Set problem
Tally the lines of the data that include the word "using" and state the total, nothing else.
## Begin
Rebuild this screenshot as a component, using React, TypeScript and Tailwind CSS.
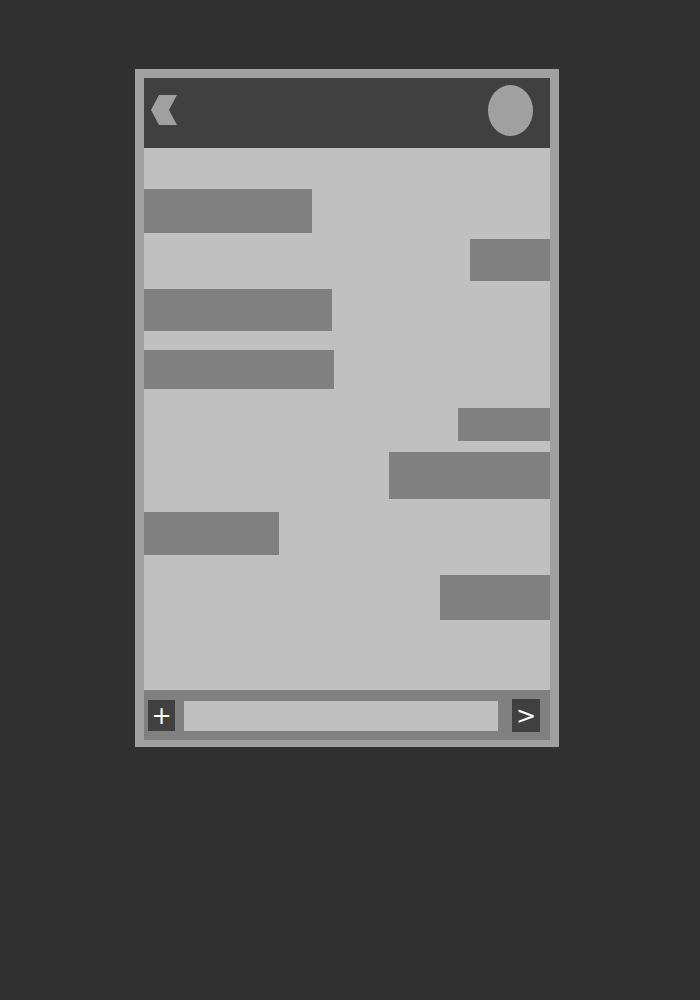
const bubbles = [
  { side: "left", cls: "mt-[41px] w-[168px] h-[44px]" },
  { side: "right", cls: "mt-[6px] w-[80px] h-[42px]" },
  { side: "left", cls: "mt-[8px] w-[188px] h-[42px]" },
  { side: "left", cls: "mt-[19px] w-[190px] h-[39px]" },
  { side: "right", cls: "mt-[19px] w-[92px] h-[33px]" },
  { side: "right", cls: "mt-[11px] w-[161px] h-[47px]" },
  { side: "left", cls: "mt-[13px] w-[135px] h-[43px]" },
  { side: "right", cls: "mt-[20px] w-[110px] h-[45px]" },
]

export default function App() {
  return (
    <div className="min-h-[1000px] w-full bg-[#303030] pt-[69px] font-['DejaVu_Sans',sans-serif]">
      <div className="ml-[135px] w-[424px] bg-[#a0a0a0] px-[9px] pt-[9px] pb-[7px]">

        <div className="flex h-[70px] items-start justify-between bg-[#404040] pl-[7px] pr-[17px]">
          <svg width="27" height="30" viewBox="0 0 27 30" className="mt-[17px]">
            <polygon points="0,15 8,0 26,0 18,15 26,30 8,30" fill="#a0a0a0" />
          </svg>
          <div className="mt-[7px] h-[51px] w-[45px] rounded-[50%] bg-[#a0a0a0]" />
        </div>

        <div className="flex h-[542px] flex-col bg-[#c0c0c0]">
          {bubbles.map((b, i) => (
            <div
              key={i}
              className={`${b.cls} ${b.side === "right" ? "self-end" : "self-start"} bg-[#808080]`}
            />
          ))}
        </div>

        <div className="flex h-[50px] items-start bg-[#808080] pl-[4px] pr-[10px]">
          <button className="mt-[10px] flex h-[31px] w-[27px] items-center justify-center bg-[#404040] text-[24px] leading-none text-white">
            +
          </button>
          <div className="mt-[11px] ml-[9px] h-[30px] w-[314px] bg-[#c0c0c0]" />
          <button className="mt-[9px] ml-[14px] flex h-[33px] w-[28px] items-center justify-center bg-[#404040] text-[24px] leading-none text-white">
            &gt;
          </button>
        </div>

      </div>
    </div>
  )
}
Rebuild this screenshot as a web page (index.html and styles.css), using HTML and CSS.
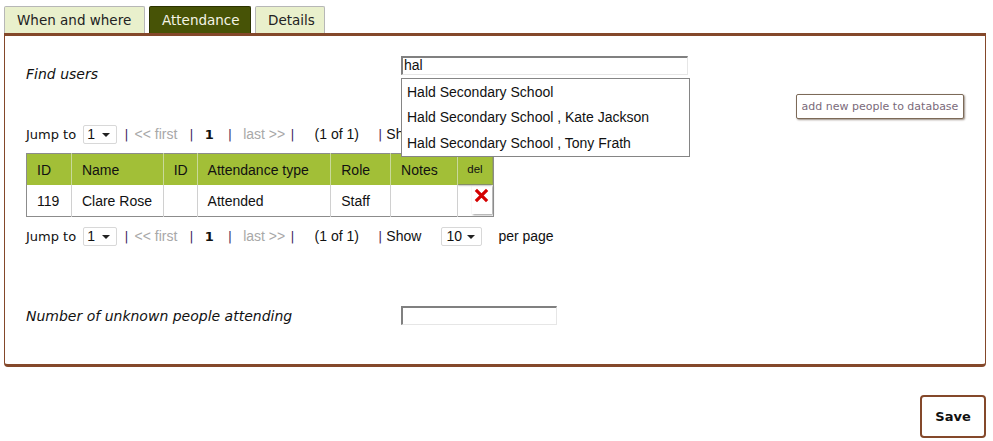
## End
Answer to this problem
2